1
votes

Is there a way to upgrade from Aurora 1 (MySQL 5.6) to Aurora 2 (MySQL 5.7) without downtime on an active database? This seems like a simple task given we should be able to simply do major version upgrades from either the CLI or the Console, but that is not the case.

We tried:

  1. Creating a snapshot of the database
  2. Creating a new cluster using Aurora 2 (MySQL 5.7) from the snapshot
  3. Configure replication to the new cluster from the primary cluster

However, because you can't run commands that require SUPER user privileges in Aurora you're not able to stop transactions long enough to get a good binlog pointer from the master, which results in a ton of SQL errors that are impossible to skip on an active database.

Also, because Aurora is not doing binlog replication to its Read replicas I can't necessarily stop replication to that read replica and get the pointer.

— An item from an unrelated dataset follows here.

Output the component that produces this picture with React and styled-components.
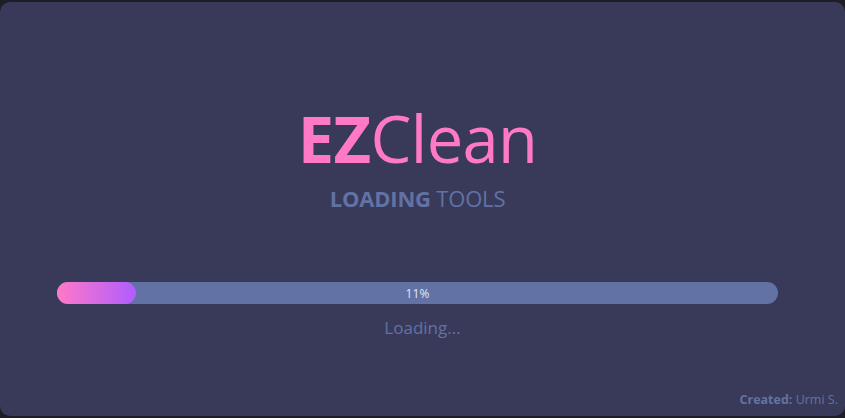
import React from "react";
import styled, { createGlobalStyle } from "styled-components";

const GlobalStyle = createGlobalStyle`
  html, body {
    margin: 0;
    padding: 0;
    background: #1d1e26;
  }
  body {
    font-family: "Open Sans", "Noto Sans", sans-serif;
  }
`;

const Page = styled.div`
  width: 845px;
  height: 418px;
  padding-top: 2px;
  box-sizing: border-box;
  overflow: hidden;
`;

const Card = styled.div`
  height: 414px;
  box-sizing: border-box;
  background: #393a59;
  border-radius: 10px;
  display: flex;
  flex-direction: column;
  padding: 104px 7px 0 0;
`;

const Content = styled.div`
  display: flex;
  flex-direction: column;
  align-items: center;
  margin: 0 60px 0 57px;
`;

const Logo = styled.h1`
  margin: 0;
  font-size: 65px;
  line-height: 1;
  font-weight: 400;
  color: #ff79c6;
  letter-spacing: -0.6px;

  b {
    font-weight: 700;
  }
`;

const Subtitle = styled.div`
  margin-top: 16px;
  font-size: 22px;
  line-height: 22px;
  color: #6272a4;
  letter-spacing: -0.2px;

  b {
    font-weight: 700;
  }
`;

const Track = styled.div`
  position: relative;
  margin-top: 73px;
  width: 721px;
  height: 22px;
  border-radius: 11px;
  background: #6272a4;
  display: flex;
  align-items: center;
  justify-content: center;
`;

const Fill = styled.div`
  position: absolute;
  left: 0;
  top: 0;
  bottom: 0;
  border-radius: 11px;
  background: linear-gradient(90deg, #ff79c6, #b05cff);
`;

const Percent = styled.span`
  position: relative;
  font-size: 12px;
  color: #e6e8f5;
  letter-spacing: 0.2px;
`;

const Status = styled.div`
  margin-top: 12px;
  padding-left: 10px;
  font-size: 17px;
  line-height: 24px;
  color: #6272a4;
`;

const Footer = styled.div`
  margin-top: auto;
  margin-bottom: 8px;
  align-self: flex-end;
  font-size: 12.5px;
  color: #6272a4;

  b {
    font-weight: 700;
  }
`;

export default function App() {
  const progress = 11;
  return (
    <>
      <GlobalStyle />
      <Page>
        <Card>
          <Content>
            <Logo>
              <b>EZ</b>Clean
            </Logo>
            <Subtitle>
              <b>LOADING</b> TOOLS
            </Subtitle>
            <Track>
              <Fill style={{ width: `${progress}%` }} />
              <Percent>{progress}%</Percent>
            </Track>
            <Status>Loading...</Status>
          </Content>
          <Footer>
            <b>Created:</b> Urmi S.
          </Footer>
        </Card>
      </Page>
    </>
  );
}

I have seen this semi-related question, but it certainly requires downtime: How to upgrade AWS RDS Aurora MySQL 5.6 to 5.7

2
We have since implemented a maintenance window and completed the upgrade while offline, which is unfortunate. It seems RDS Aurora would have a straight forward path for doing this?Ryan Eastabrook

2 Answers

2
votes

UPDATE: AWS just announced in-place upgrade option available for 5.6 > 5.7: https://aws.amazon.com/about-aws/whats-new/2021/01/amazon-aurora-supports-in-place-upgrades-mysql-5-6-to-5-7/

Simple as Modify and choose version with 2.x. :)

I tested this Aurora MySQL 5.6 > 5.7 on a 25Gb db, many minor versions behind and it took 10 min, with 8 min of downtime. Not zero downtime, but a very easy option, and it can be scheduled in AWS to happen automatically during off-peak times (maintenance window).

Additionally consider RDS Proxy to reduce downtime. During small windows of db unavailable time (eg. reboot for minor updates), the proxy will hold connections open, instead of completely unavailable, simply appearing as a brief delay/latency, only.

0
votes

When you create a new Aurora cluster from a snapshot, you get a binlog pointer in the error log from the point at which the snapshot was taken. You can use that to set up replication from the old cluster to the new cluster.

I've followed a similar process to what you've described in your question (multiple times in fact) and was able to keep the actual downtime in the low seconds range.